Tuesday, 8 November 2016
The Back of the Turtle by Thomas King
Last month's book club read was an interesting experience in crowdsourcing fiction, but the end result was truly terrible, and only one person managed to finish the entire book. (I was not that person. About five chapters in, I lost the willpower to force myself to continue reading.)
So I was very glad to get back to normal fiction, written by one person with one viewpoint and writing style, and that it was Thomas King, whose Green Grass, Running Water absolutely blew my mind a couple of weeks ago was an added bonus. Add into it an edge of science fiction dystopia (just an bit, but this easily fits into the emerging "cli fi" genre, wherein climate change and the effect on the world and the landscape, are at the centre. Particularly when you look at corporations and the effect of the profit margin above environment impact. Or really, any impact.)
What this isn't is quite as lyrical and buoyant as Green Grass, Running Water. However, it was a solid and gripping novel about environmental disasters, a deserted reserve, and maybe some figures from First Nations legend, and just possibly two members of the Holy Trinity and either the third or the Devil? There's enough ambiguity here that I'm not entirely sure, although things that initially seem perhaps miraculous are eventually explained as mundane, and yet, when we come down to the end of the book, I'm not sure that there's not a supernatural working through the natural to get things done.
Gabriel was a scientist with a company named Domidion, who shoved aside responsibility for the genetic material/defoliant he created for many years, until he finally comes to a point where visiting the site of an environmental and human disaster he created to commit suicide seems like a morally necessary choice.
Once there, as he tries to let the tides drown him, he finds people who resemble figures from legend in the water, and saves them and himself, although it's not as simple as that he decides to live - it's more like he postpones his action, while still having death as an overall goal.

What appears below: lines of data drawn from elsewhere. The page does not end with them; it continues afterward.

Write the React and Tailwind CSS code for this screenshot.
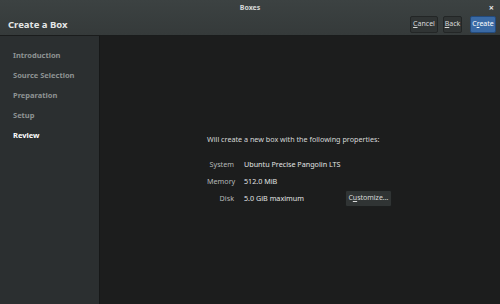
export default function App() {
  const steps = ["Introduction", "Source Selection", "Preparation", "Setup", "Review"]
  const props = [
    ["System", "Ubuntu Precise Pangolin LTS"],
    ["Memory", "512.0 MiB"],
    ["Disk", "5.0 GiB maximum"],
  ]

  return (
    <div
      className="w-[500px] h-[304px] flex flex-col bg-[#1c1d1d] overflow-hidden"
      style={{ fontFamily: '"Noto Sans", "DejaVu Sans", sans-serif' }}
    >
      {/* titlebar + header */}
      <div className="h-[36px] shrink-0 bg-gradient-to-b from-[#3c4242] to-[#353a3a] border-b border-[#1a1c1c] flex flex-col">
        <div className="h-[16px] relative flex items-center justify-center">
          <span className="text-[7px] font-bold text-[#d6d8d8]">Boxes</span>
          <span className="absolute right-[6px] top-[3px] text-[9px] leading-none font-bold text-[#e6e6e6]">×</span>
        </div>
        <div className="flex-1 flex items-center pl-[8px] pr-[4px]">
          <span className="text-[9.5px] font-bold text-[#e4e6e6]">Create a Box</span>
          <div className="ml-auto flex items-center pb-[2px]">
            <button className="h-[17px] w-[28px] rounded-[2px] bg-[#303434] border border-[#232626] text-[7px] text-[#d8dada]">
              <u>C</u>ancel
            </button>
            <button className="ml-[5px] h-[17px] w-[19px] rounded-[2px] bg-[#303434] border border-[#232626] text-[7px] text-[#d8dada]">
              <u>B</u>ack
            </button>
            <button className="ml-[8px] h-[17px] w-[26px] rounded-[2px] bg-[#3a6aa5] border border-[#234a7c] text-[7px] text-white">
              C<u>r</u>eate
            </button>
          </div>
        </div>
      </div>

      <div className="flex-1 flex min-h-0">
        {/* sidebar */}
        <div className="w-[100px] shrink-0 bg-[#2b2f30] border-r border-[#161818] flex flex-col pt-[14px] pl-[13px] gap-[8.5px]">
          {steps.map((s) => (
            <div
              key={s}
              className={
                s === "Review"
                  ? "text-[7.5px] font-bold text-white leading-[11.5px]"
                  : "text-[7.5px] font-bold text-[#8e9393] leading-[11.5px]"
              }
            >
              {s}
            </div>
          ))}
        </div>

        {/* main */}
        <div className="flex-1 flex flex-col pl-[107px] pt-[98px]">
          <div className="text-[7.2px] text-[#d6d8d8] leading-[11px]">
            Will create a new box with the following properties:
          </div>
          <div className="mt-[13px] flex flex-col gap-[5px]">
            {props.map(([k, v]) => (
              <div key={k} className="flex items-center h-[12px]">
                <span className="w-[27px] text-right text-[7.2px] text-[#b4b8b8]">{k}</span>
                <span className="ml-[10px] text-[7.2px] text-[#e2e4e4]">{v}</span>
                {k === "Disk" && (
                  <button className="ml-[41px] h-[17px] w-[47px] rounded-[2px] bg-[#303434] border border-[#1c1e1e] text-[7px] text-[#d8dada]">
                    C<u>u</u>stomize...
                  </button>
                )}
              </div>
            ))}
          </div>
        </div>
      </div>
    </div>
  )
}
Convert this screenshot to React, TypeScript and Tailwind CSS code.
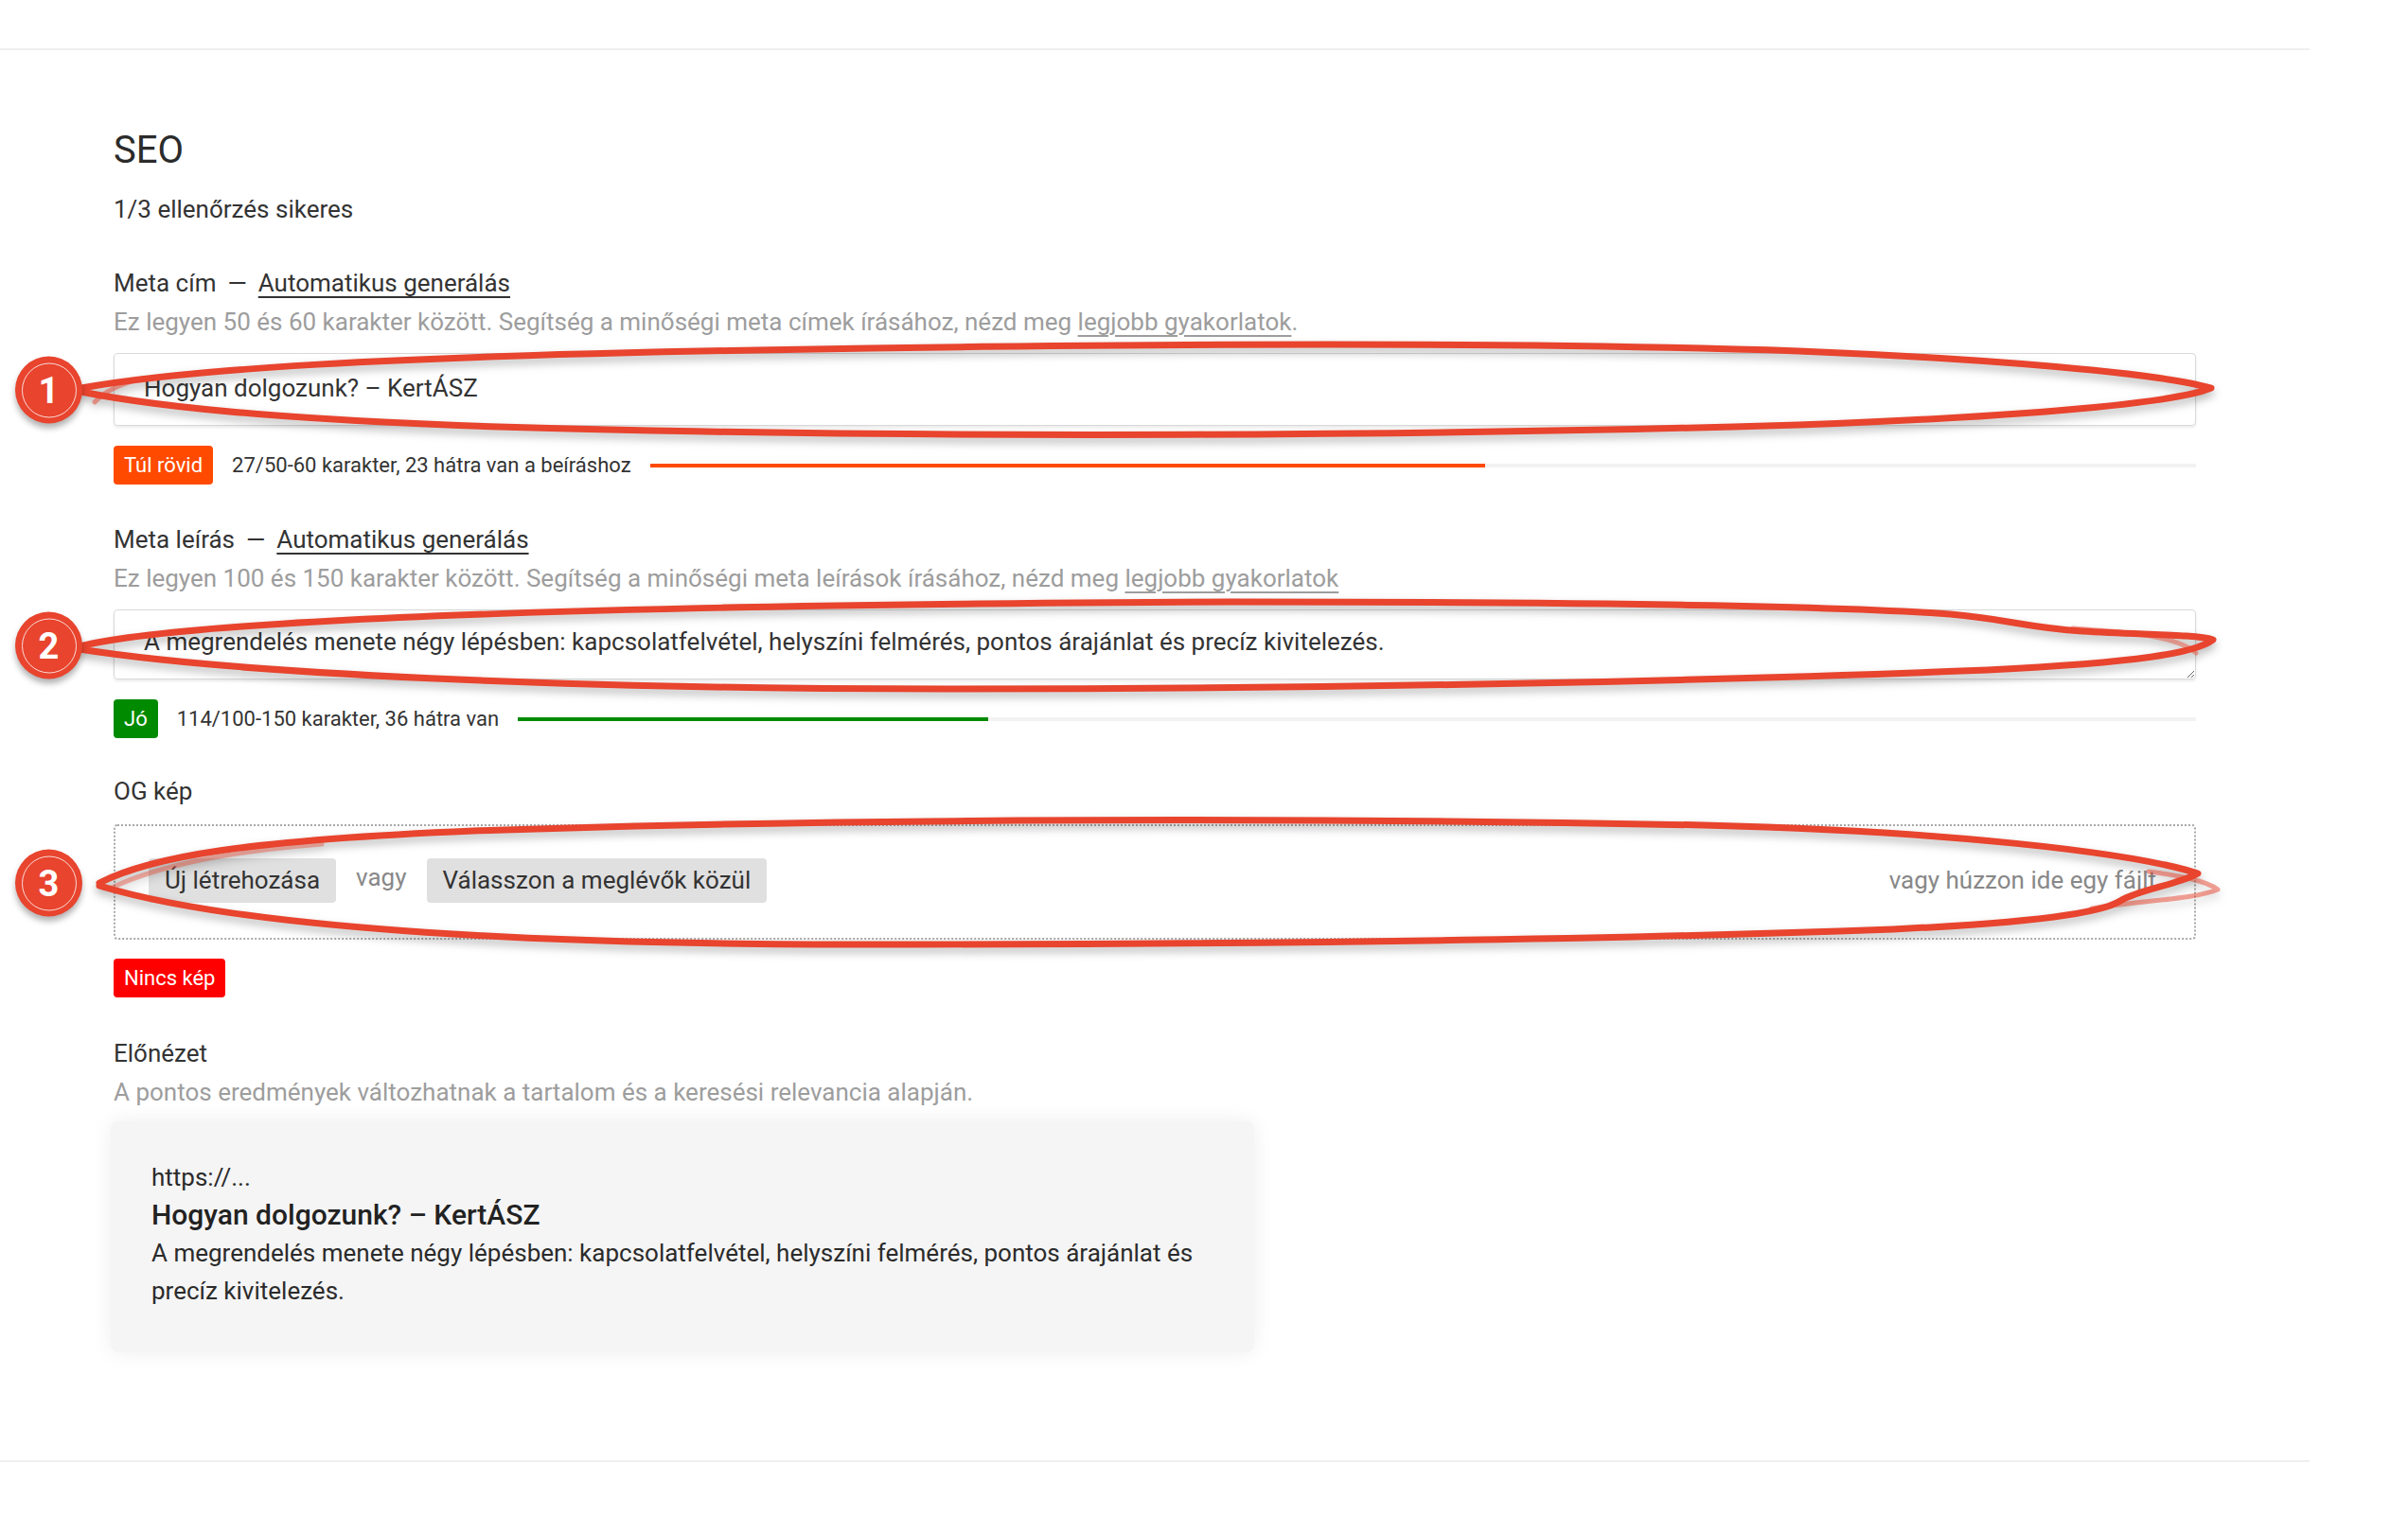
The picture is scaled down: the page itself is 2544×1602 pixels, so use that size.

Nearby the deserted rerserve lives a woman who left for a life as an artist in Toronto and has come back to the deserted homes and deathplaces of her family and friends - notably, all of whom are women. She comes from women and they are gone.
There's also a young man who is not mentally whole, who calls himself Sonny. His unseen Dad lives (or doesn't?) in Room 1 at the motel, and whether or not he's more than that is part of the question of how closely myth intersects with mundane in the this world. And another character (I'm so terrible at retaining names), Crispin, who seems to have greater knowledge than he should, and possibly to be immensely older than should be possible - or is that just how it appears?
This tension between the very mundane and the possibly numinous plays with the reader, never quite entirely coming down on one side or another - or maybe it was just that I enjoyed the ambiguity more than I wanted to be given a definitive answer. I like not knowing, in this case - it is not a mystery that needs to be answered, although many of the mysteries are.
We also move back and forth from the site of the Kali Creek disaster to the head of the company Gabriel had worked for, and if Gabriel is wracked with guilt, Dorian doesn't really know what it is. He is sociopathy laid bare, the amoral centre of a company for whom power and wealth are absolute goods, and the owning and displaying of privilege the greatest pleasure. His life is slowly disintegrating, but he comes at it with such a different view of the world that he explains his erratic behaviour to himself and others in ways that are chilling.
There is sort of a twist near the end, but it's one that is more of a surprise to the characters than to the reader. I figured it out quite early on, and it didn't feel like I wasn't supposed to - the tension was in watching the characters dance closer to the knowledge of how they might be more closely connected without knowing what the result of that knowledge would be.
I don't love this book as much as I loved Green Grass, Running Water, but it was still a great read, and one I would highly recommend. It's not a settling book, but that sense of unease was masterfully done.